Pope: Theology must interpret the Gospel for today’s world
A Church that is “synodal, missionary, and ‘goes forth’” needs a theology that “goes forth”, too.
That’s the thought behind Pope Francis’ new Motu Proprio Ad theologiam promovendam [link to Italian original], dated 1st November 2023, which updates the statutes of the Pontifical Academy of Theology.
Established canonically by Clement XI on 23rd April 1718, with the brief Inscrutabili, the Academy aimed “to place theology at the service of the Church and the world”. It has evolved over the years into a “group of scholars called to investigate and deepen theological themes of particular relevance”.
Now, for the Holy Father, it is time to revise the norms that regulate its activities to make them “more suited to the mission that our times impose on theology”.

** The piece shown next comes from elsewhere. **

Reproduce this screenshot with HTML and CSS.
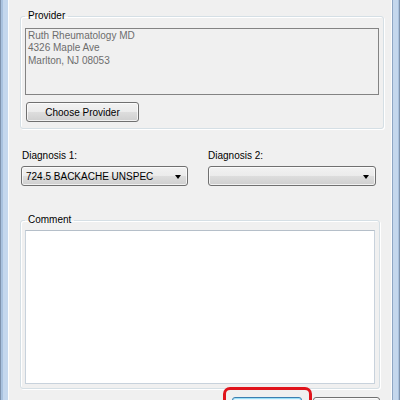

Opening up to the world and to humanity, “with its problems, its wounds, its challenges, its potential”, theological reflection must make room for “an epistemological and methodological rethinking”, and is therefore called to “a courageous cultural revolution”.
What is needed is “a fundamentally contextual theology”, writes the Pope, “capable of reading and interpreting the Gospel in the conditions in which men and women live daily, in different geographical, social, and cultural environments”.
Dialogue with different traditions and disciplines
Theology must “develop in a culture of dialogue and encounter between different traditions and different disciplines, between different Christian denominations and different religions”, the Apostolic Letter says.
It must engage “openly with all, believers and non-believers alike”.
“This is the approach of transdisciplinarity”, Francis specifies. The Apostolic Constitution Veritatis gaudium explains that this means “situating and stimulating all disciplines against the backdrop of the Light and Life offered by the Wisdom streaming from God’s Revelation.
For this reason, theology must “make use of new categories developed by other forms of knowledge, in order to penetrate and communicate the truths of faith and transmit the teaching of Jesus in today’s languages, with originality and critical awareness”.
A “pastoral stamp”
Then there is the contribution that theology can make “to the current debate of ‘rethinking thought’, showing itself, as a discipline of wisdom, to be a true critical discipline”.
Theology is a discipline that must not be “abstract and ideological, but spiritual”, stresses Francis, “worked out on one’s knees, pregnant with adoration and prayer; a transcendent discipline and, at the same time, attentive to the voice of the people”.
It is a “popular theology” that the Pope calls for, “mercifully addressed to the open wounds of humanity and creation and within the folds of human history, to which it prophesies the hope of an ultimate fulfilment”.
In practice, for Francis, theology, as a whole, must take on a “pastoral stamp”, and therefore theological reflection must start “from the different contexts and concrete situations in which peoples find themselves”, placing itself “at the service of evangelization”.
Staglianò: a new mission for theology
This is a new mission, says the president of the Pontifical Academy of Theology, Monsignor Antonio Staglianò.
It’s the mission of “promoting engagement and dialogue in every sphere of knowledge, in order to reach and involve the whole people of God in theological research, so that the life of the people may become theological life.”